» **Short task**: Copy each of the entries below faithfully, setting aside any pictures.

(Code that builds pages)
--- begin ---
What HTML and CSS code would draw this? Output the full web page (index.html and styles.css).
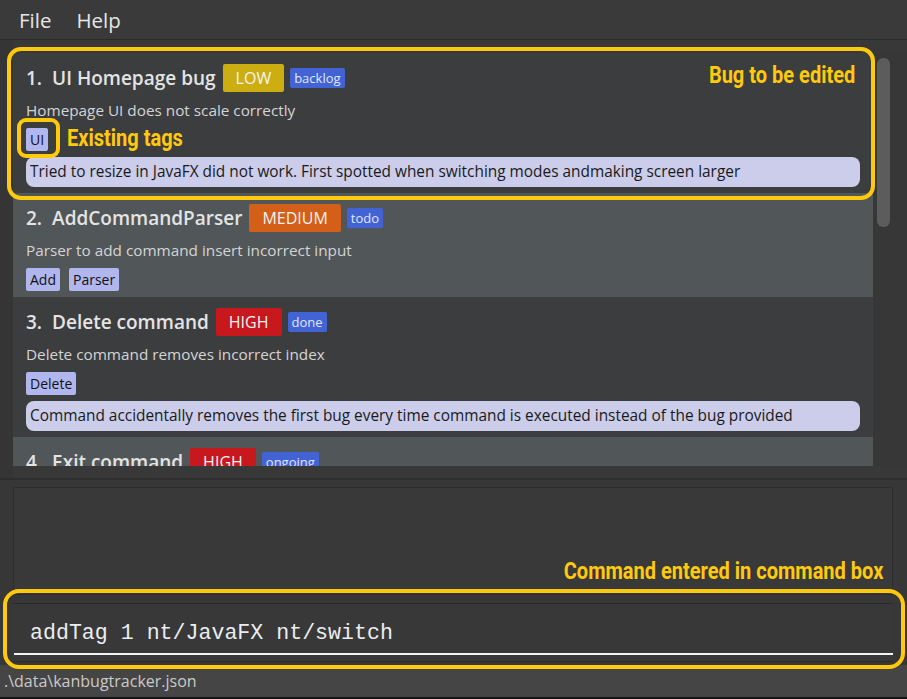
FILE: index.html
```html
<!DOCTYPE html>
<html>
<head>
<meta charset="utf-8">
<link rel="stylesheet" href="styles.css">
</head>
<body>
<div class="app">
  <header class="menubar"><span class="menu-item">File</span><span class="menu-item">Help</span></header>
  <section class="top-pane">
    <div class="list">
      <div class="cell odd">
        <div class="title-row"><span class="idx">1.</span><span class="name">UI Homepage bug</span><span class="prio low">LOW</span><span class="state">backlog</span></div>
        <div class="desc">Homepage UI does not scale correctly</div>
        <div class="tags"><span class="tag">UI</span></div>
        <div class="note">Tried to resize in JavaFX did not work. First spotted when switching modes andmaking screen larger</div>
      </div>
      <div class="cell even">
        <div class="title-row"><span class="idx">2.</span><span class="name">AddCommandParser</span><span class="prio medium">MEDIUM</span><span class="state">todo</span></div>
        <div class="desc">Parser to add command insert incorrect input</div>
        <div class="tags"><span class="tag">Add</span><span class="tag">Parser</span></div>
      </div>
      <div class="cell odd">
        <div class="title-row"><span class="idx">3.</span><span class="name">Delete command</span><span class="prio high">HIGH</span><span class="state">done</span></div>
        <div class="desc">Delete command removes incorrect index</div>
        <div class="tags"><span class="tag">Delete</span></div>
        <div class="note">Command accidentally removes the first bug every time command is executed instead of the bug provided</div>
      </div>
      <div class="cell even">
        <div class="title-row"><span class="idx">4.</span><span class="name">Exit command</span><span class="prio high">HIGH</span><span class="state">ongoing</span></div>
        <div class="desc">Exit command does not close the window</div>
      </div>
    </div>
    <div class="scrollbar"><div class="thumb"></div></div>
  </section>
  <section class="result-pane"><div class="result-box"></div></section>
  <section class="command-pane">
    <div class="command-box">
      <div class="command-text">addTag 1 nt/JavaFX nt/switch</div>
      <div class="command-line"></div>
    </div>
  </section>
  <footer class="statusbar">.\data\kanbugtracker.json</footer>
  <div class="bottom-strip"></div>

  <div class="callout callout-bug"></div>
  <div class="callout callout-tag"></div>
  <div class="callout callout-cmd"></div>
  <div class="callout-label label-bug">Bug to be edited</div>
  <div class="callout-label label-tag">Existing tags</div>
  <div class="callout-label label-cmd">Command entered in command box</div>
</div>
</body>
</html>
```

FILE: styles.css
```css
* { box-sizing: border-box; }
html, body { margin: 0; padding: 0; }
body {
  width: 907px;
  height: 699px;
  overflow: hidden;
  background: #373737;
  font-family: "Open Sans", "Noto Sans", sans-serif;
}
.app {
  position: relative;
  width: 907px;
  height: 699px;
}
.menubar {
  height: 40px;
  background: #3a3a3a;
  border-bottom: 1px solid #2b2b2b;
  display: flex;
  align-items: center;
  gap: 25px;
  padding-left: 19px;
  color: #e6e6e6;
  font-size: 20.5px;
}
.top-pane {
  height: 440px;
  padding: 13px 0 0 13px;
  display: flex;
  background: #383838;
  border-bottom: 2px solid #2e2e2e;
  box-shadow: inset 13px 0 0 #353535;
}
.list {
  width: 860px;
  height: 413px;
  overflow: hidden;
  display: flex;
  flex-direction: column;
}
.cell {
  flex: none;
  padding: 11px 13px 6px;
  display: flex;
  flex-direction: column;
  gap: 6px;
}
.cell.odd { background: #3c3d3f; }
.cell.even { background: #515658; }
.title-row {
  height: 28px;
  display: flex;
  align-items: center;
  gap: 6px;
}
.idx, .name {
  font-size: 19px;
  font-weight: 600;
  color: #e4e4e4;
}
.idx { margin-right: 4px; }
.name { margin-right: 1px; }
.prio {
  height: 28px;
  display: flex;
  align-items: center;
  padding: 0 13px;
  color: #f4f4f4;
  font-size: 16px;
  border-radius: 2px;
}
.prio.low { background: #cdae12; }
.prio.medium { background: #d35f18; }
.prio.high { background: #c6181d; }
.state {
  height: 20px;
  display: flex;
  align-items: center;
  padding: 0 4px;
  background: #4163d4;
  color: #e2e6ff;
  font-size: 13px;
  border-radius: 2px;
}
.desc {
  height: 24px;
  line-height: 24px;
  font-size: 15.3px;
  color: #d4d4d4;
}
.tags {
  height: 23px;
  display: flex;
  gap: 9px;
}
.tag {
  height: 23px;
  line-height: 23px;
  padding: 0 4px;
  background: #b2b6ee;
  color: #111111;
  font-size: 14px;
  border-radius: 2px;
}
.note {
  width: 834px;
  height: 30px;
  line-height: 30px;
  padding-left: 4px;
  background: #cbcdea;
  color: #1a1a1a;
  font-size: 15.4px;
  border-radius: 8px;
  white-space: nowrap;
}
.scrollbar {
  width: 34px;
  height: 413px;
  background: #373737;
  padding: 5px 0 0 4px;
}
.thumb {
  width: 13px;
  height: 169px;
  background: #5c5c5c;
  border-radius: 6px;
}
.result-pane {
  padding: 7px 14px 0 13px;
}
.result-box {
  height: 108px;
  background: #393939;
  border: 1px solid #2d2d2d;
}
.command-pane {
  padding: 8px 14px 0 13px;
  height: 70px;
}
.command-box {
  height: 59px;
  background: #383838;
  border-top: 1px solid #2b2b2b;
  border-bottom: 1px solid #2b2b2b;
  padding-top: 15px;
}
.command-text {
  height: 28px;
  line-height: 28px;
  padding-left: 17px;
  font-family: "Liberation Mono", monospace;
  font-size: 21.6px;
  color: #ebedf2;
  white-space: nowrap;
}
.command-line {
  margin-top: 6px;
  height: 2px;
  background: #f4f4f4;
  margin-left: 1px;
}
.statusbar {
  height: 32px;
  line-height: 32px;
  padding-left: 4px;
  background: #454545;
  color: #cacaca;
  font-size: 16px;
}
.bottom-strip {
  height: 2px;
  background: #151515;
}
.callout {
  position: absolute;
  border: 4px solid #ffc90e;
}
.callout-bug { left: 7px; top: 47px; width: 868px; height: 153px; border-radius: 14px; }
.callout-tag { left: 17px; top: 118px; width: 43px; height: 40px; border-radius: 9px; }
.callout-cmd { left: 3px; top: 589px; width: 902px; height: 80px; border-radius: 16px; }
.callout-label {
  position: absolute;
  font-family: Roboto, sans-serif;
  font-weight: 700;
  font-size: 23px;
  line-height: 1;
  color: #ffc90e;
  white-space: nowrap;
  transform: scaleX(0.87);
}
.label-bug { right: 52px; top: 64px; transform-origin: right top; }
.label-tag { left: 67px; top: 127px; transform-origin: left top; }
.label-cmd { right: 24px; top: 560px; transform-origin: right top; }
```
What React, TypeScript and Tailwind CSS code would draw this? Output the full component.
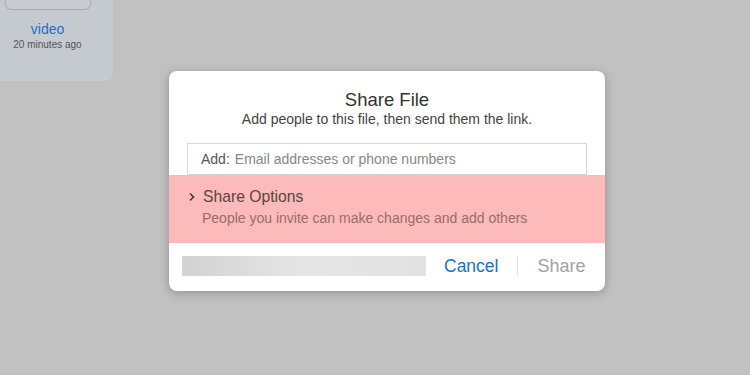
--- end ---
» **Answer to this task**:
What HTML and CSS code would draw this? Output the full web page (index.html and styles.css).
FILE: index.html
```html
<!DOCTYPE html>
<html>
<head>
<meta charset="utf-8">
<link rel="stylesheet" href="styles.css">
</head>
<body>
<div class="app">
  <header class="menubar"><span class="menu-item">File</span><span class="menu-item">Help</span></header>
  <section class="top-pane">
    <div class="list">
      <div class="cell odd">
        <div class="title-row"><span class="idx">1.</span><span class="name">UI Homepage bug</span><span class="prio low">LOW</span><span class="state">backlog</span></div>
        <div class="desc">Homepage UI does not scale correctly</div>
        <div class="tags"><span class="tag">UI</span></div>
        <div class="note">Tried to resize in JavaFX did not work. First spotted when switching modes andmaking screen larger</div>
      </div>
      <div class="cell even">
        <div class="title-row"><span class="idx">2.</span><span class="name">AddCommandParser</span><span class="prio medium">MEDIUM</span><span class="state">todo</span></div>
        <div class="desc">Parser to add command insert incorrect input</div>
        <div class="tags"><span class="tag">Add</span><span class="tag">Parser</span></div>
      </div>
      <div class="cell odd">
        <div class="title-row"><span class="idx">3.</span><span class="name">Delete command</span><span class="prio high">HIGH</span><span class="state">done</span></div>
        <div class="desc">Delete command removes incorrect index</div>
        <div class="tags"><span class="tag">Delete</span></div>
        <div class="note">Command accidentally removes the first bug every time command is executed instead of the bug provided</div>
      </div>
      <div class="cell even">
        <div class="title-row"><span class="idx">4.</span><span class="name">Exit command</span><span class="prio high">HIGH</span><span class="state">ongoing</span></div>
        <div class="desc">Exit command does not close the window</div>
      </div>
    </div>
    <div class="scrollbar"><div class="thumb"></div></div>
  </section>
  <section class="result-pane"><div class="result-box"></div></section>
  <section class="command-pane">
    <div class="command-box">
      <div class="command-text">addTag 1 nt/JavaFX nt/switch</div>
      <div class="command-line"></div>
    </div>
  </section>
  <footer class="statusbar">.\data\kanbugtracker.json</footer>
  <div class="bottom-strip"></div>

  <div class="callout callout-bug"></div>
  <div class="callout callout-tag"></div>
  <div class="callout callout-cmd"></div>
  <div class="callout-label label-bug">Bug to be edited</div>
  <div class="callout-label label-tag">Existing tags</div>
  <div class="callout-label label-cmd">Command entered in command box</div>
</div>
</body>
</html>
```

FILE: styles.css
```css
* { box-sizing: border-box; }
html, body { margin: 0; padding: 0; }
body {
  width: 907px;
  height: 699px;
  overflow: hidden;
  background: #373737;
  font-family: "Open Sans", "Noto Sans", sans-serif;
}
.app {
  position: relative;
  width: 907px;
  height: 699px;
}
.menubar {
  height: 40px;
  background: #3a3a3a;
  border-bottom: 1px solid #2b2b2b;
  display: flex;
  align-items: center;
  gap: 25px;
  padding-left: 19px;
  color: #e6e6e6;
  font-size: 20.5px;
}
.top-pane {
  height: 440px;
  padding: 13px 0 0 13px;
  display: flex;
  background: #383838;
  border-bottom: 2px solid #2e2e2e;
  box-shadow: inset 13px 0 0 #353535;
}
.list {
  width: 860px;
  height: 413px;
  overflow: hidden;
  display: flex;
  flex-direction: column;
}
.cell {
  flex: none;
  padding: 11px 13px 6px;
  display: flex;
  flex-direction: column;
  gap: 6px;
}
.cell.odd { background: #3c3d3f; }
.cell.even { background: #515658; }
.title-row {
  height: 28px;
  display: flex;
  align-items: center;
  gap: 6px;
}
.idx, .name {
  font-size: 19px;
  font-weight: 600;
  color: #e4e4e4;
}
.idx { margin-right: 4px; }
.name { margin-right: 1px; }
.prio {
  height: 28px;
  display: flex;
  align-items: center;
  padding: 0 13px;
  color: #f4f4f4;
  font-size: 16px;
  border-radius: 2px;
}
.prio.low { background: #cdae12; }
.prio.medium { background: #d35f18; }
.prio.high { background: #c6181d; }
.state {
  height: 20px;
  display: flex;
  align-items: center;
  padding: 0 4px;
  background: #4163d4;
  color: #e2e6ff;
  font-size: 13px;
  border-radius: 2px;
}
.desc {
  height: 24px;
  line-height: 24px;
  font-size: 15.3px;
  color: #d4d4d4;
}
.tags {
  height: 23px;
  display: flex;
  gap: 9px;
}
.tag {
  height: 23px;
  line-height: 23px;
  padding: 0 4px;
  background: #b2b6ee;
  color: #111111;
  font-size: 14px;
  border-radius: 2px;
}
.note {
  width: 834px;
  height: 30px;
  line-height: 30px;
  padding-left: 4px;
  background: #cbcdea;
  color: #1a1a1a;
  font-size: 15.4px;
  border-radius: 8px;
  white-space: nowrap;
}
.scrollbar {
  width: 34px;
  height: 413px;
  background: #373737;
  padding: 5px 0 0 4px;
}
.thumb {
  width: 13px;
  height: 169px;
  background: #5c5c5c;
  border-radius: 6px;
}
.result-pane {
  padding: 7px 14px 0 13px;
}
.result-box {
  height: 108px;
  background: #393939;
  border: 1px solid #2d2d2d;
}
.command-pane {
  padding: 8px 14px 0 13px;
  height: 70px;
}
.command-box {
  height: 59px;
  background: #383838;
  border-top: 1px solid #2b2b2b;
  border-bottom: 1px solid #2b2b2b;
  padding-top: 15px;
}
.command-text {
  height: 28px;
  line-height: 28px;
  padding-left: 17px;
  font-family: "Liberation Mono", monospace;
  font-size: 21.6px;
  color: #ebedf2;
  white-space: nowrap;
}
.command-line {
  margin-top: 6px;
  height: 2px;
  background: #f4f4f4;
  margin-left: 1px;
}
.statusbar {
  height: 32px;
  line-height: 32px;
  padding-left: 4px;
  background: #454545;
  color: #cacaca;
  font-size: 16px;
}
.bottom-strip {
  height: 2px;
  background: #151515;
}
.callout {
  position: absolute;
  border: 4px solid #ffc90e;
}
.callout-bug { left: 7px; top: 47px; width: 868px; height: 153px; border-radius: 14px; }
.callout-tag { left: 17px; top: 118px; width: 43px; height: 40px; border-radius: 9px; }
.callout-cmd { left: 3px; top: 589px; width: 902px; height: 80px; border-radius: 16px; }
.callout-label {
  position: absolute;
  font-family: Roboto, sans-serif;
  font-weight: 700;
  font-size: 23px;
  line-height: 1;
  color: #ffc90e;
  white-space: nowrap;
  transform: scaleX(0.87);
}
.label-bug { right: 52px; top: 64px; transform-origin: right top; }
.label-tag { left: 67px; top: 127px; transform-origin: left top; }
.label-cmd { right: 24px; top: 560px; transform-origin: right top; }
```
What React, TypeScript and Tailwind CSS code would draw this? Output the full component.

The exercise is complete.